On the Bristol, the door glasses are
frameless and the handles flush. The interior is flooded with light and this
car still has its original bone-colored leather and Wilton carpets. The
Greyhound is a gloomier but plusher car inside, with decadent seats, an
impressive Jaguar-like slab of a dashboard, a monster steering wheel and enough
room in the back for two adults to sit for a couple of hours without seizing
up.
AC
Greyhound traditional interior
The Zagato Bristol eschews these boardroom
luxuries for the bare necessities to make a gentleman’s car habitable. There
isn’t even a lid on the glove box, but there’s a full range of instruments in a
handsome nacelle, a fine wood-rimmed Nardi steering wheel and a promisingly
sturdy looking gearlever close by. The seats seem less substantial than those
in the factory 406 and are probably not as comfortable, but there are two real
seats in the back with proper headroom. You could wear your hat if you wanted.
The all-round vision, plus the position of
the pedals, means that you soon feel at one with the 406, effortlessly familiar
with the car within a few minutes of moving off. In some hard-to-define way,
the Greyhound is less easy to get comfortable in and you feel rather hemmed-in
by the door rails and the height of the scuttle.
The Bristol’s exhaust exits futility just
forward of the offside rear wheel arch (as originally supplied, it was an
Abarth system) and both cars pull strong and clean, with no particular
indication that the 406 has the more aggressive cam timing. Neither feels
exactly flabby or weak at low revs, although in the Bristol things are just
starting to get interesting at 3500rpm, which is where I have to back off due
to its freshness: it was rebuilt only 3000 miles ago.

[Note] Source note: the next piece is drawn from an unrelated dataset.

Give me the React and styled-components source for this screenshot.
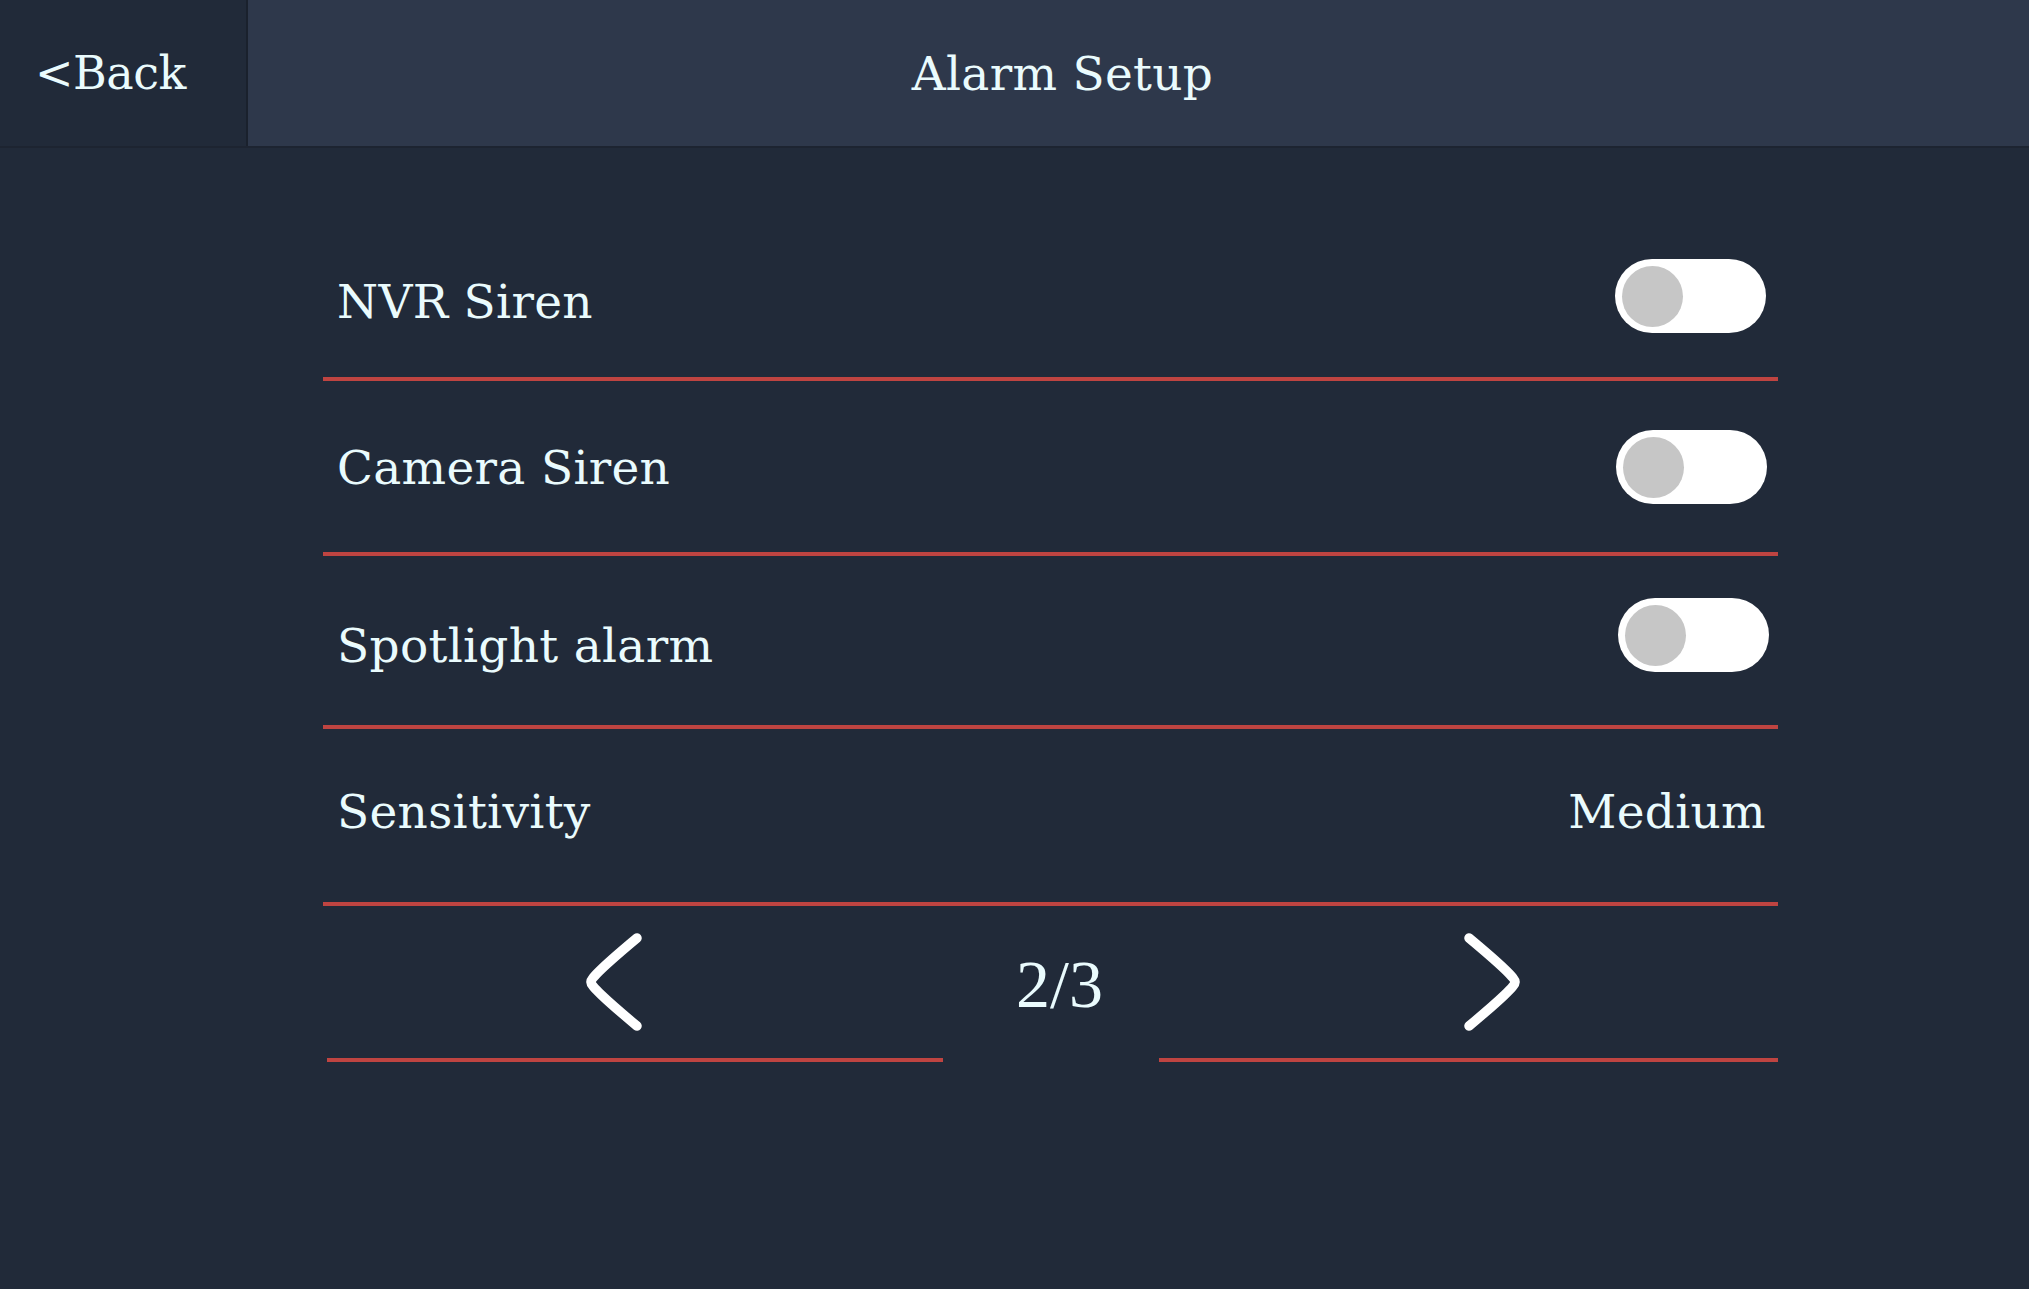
import React from "react";
import styled, { createGlobalStyle } from "styled-components";

const GlobalStyle = createGlobalStyle`
  html, body {
    margin: 0;
    padding: 0;
    background: #212a39;
  }
  body {
    font-family: "DejaVu Serif", "Liberation Serif", serif;
    color: #eafbfd;
  }
  * { box-sizing: border-box; }
`;

const Page = styled.div`
  width: 2029px;
  height: 1289px;
  background: #212a39;
  overflow: hidden;
`;

const Header = styled.header`
  display: flex;
  height: 148px;
  background: #2e384b;
  border-bottom: 2px solid #1d2431;
`;

const BackButton = styled.div`
  width: 248px;
  display: flex;
  align-items: center;
  padding-left: 35px;
  background: #212a39;
  border-right: 2px solid #1a212d;
  font-size: 46px;
  color: #eafbfd;
  letter-spacing: -0.5px;
`;

const Title = styled.h1`
  flex: 1;
  margin: 0;
  display: flex;
  align-items: center;
  justify-content: center;
  padding-right: 152px;
  font-size: 47px;
  font-weight: normal;
  color: #eafbfd;
  letter-spacing: 0.3px;
`;

const Content = styled.main`
  width: 1455px;
  margin-left: 323px;
  padding-top: 56px;
`;

const Row = styled.div`
  height: ${(p) => p.$h}px;
  display: flex;
  align-items: center;
  justify-content: space-between;
  padding: ${(p) => Math.max(p.$shift, 0)}px 12px ${(p) => Math.max(-p.$shift, 0)}px 14px;
  border-bottom: 4px solid #bf4441;
`;

const Label = styled.span`
  font-size: 47px;
  letter-spacing: 0.3px;
  color: #eafbfd;
  margin-top: ${(p) => (p.$drop || 0) * 2}px;
`;

const Value = styled.span`
  font-size: 47px;
  letter-spacing: 0.3px;
  color: #eafbfd;
`;

const Track = styled.div`
  width: 151px;
  height: 74px;
  border-radius: 37px;
  background: #ffffff;
  display: flex;
  align-items: center;
  padding-left: 7px;
  margin-right: ${(p) => p.$shift || 0}px;
`;

const Knob = styled.div`
  width: 61px;
  height: 61px;
  border-radius: 50%;
  background: #c6c6c6;
`;

const Pager = styled.nav`
  display: grid;
  grid-template-columns: 1fr 216px 1fr;
  height: 156px;
`;

const PagerCell = styled.div`
  display: flex;
  align-items: center;
  justify-content: center;
  margin-left: ${(p) => p.$inset || 0}px;
  border-bottom: ${(p) => (p.$line ? "4px solid #bf4441" : "none")};
  padding-bottom: ${(p) => (p.$line ? "0" : "4px")};
`;

const PageCount = styled.span`
  font-family: "Liberation Serif", "Times New Roman", serif;
  font-size: 68px;
  color: #eafbfd;
  margin: 4px 0 0 18px;
`;

const ChevronSvg = styled.svg`
  margin-left: ${(p) => p.$nudge || 0}px;
`;

const Chevron = ({ dir, nudge }) => (
  <ChevronSvg width="100" height="100" viewBox="0 0 100 100" fill="none" $nudge={nudge}>
    <path
      d={dir === "left" ? "M54 6 Q 6 46 8 50 Q 6 54 54 94" : "M46 6 Q 94 46 92 50 Q 94 54 46 94"}
      stroke="#ffffff"
      strokeWidth="9.5"
      strokeLinecap="round"
      strokeLinejoin="round"
    />
  </ChevronSvg>
);

const Toggle = ({ shift }) => (
  <Track $shift={shift}>
    <Knob />
  </Track>
);

export default function App() {
  return (
    <Page>
      <GlobalStyle />
      <Header>
        <BackButton>&lt;Back</BackButton>
        <Title>Alarm Setup</Title>
      </Header>
      <Content>
        <Row $h={177} $shift={11}>
          <Label $drop={5}>NVR Siren</Label>
          <Toggle shift={0} />
        </Row>
        <Row $h={175} $shift={1}>
          <Label>Camera Siren</Label>
          <Toggle shift={-1} />
        </Row>
        <Row $h={173} $shift={-11}>
          <Label $drop={10}>Spotlight alarm</Label>
          <Toggle shift={-3} />
        </Row>
        <Row $h={177} $shift={-9}>
          <Label>Sensitivity</Label>
          <Value>Medium</Value>
        </Row>
        <Pager>
          <PagerCell $line $inset={4}>
            <Chevron dir="left" nudge={-4} />
          </PagerCell>
          <PagerCell>
            <PageCount>2/3</PageCount>
          </PagerCell>
          <PagerCell $line>
            <Chevron dir="right" nudge={10} />
          </PagerCell>
        </Pager>
      </Content>
    </Page>
  );
}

‘The greyhound is heavier to drive,
and more physically tiring than the 406’
Neither car is remotely quiet but the
noises are good ones. Almost 6000rpm is safe in the AC and this noble
straight-six – with its sharp throttle response and throaty timbre – moves
eagerly through the close ratios in a fabulously precise gearbox, with a freewheeling
hub on bottom. In both cars, it finds its slots with a total lack of slop, and
an extended finger can flick the chrome overdrive switch when a straight opens
up. It self-cancels when you drop to third.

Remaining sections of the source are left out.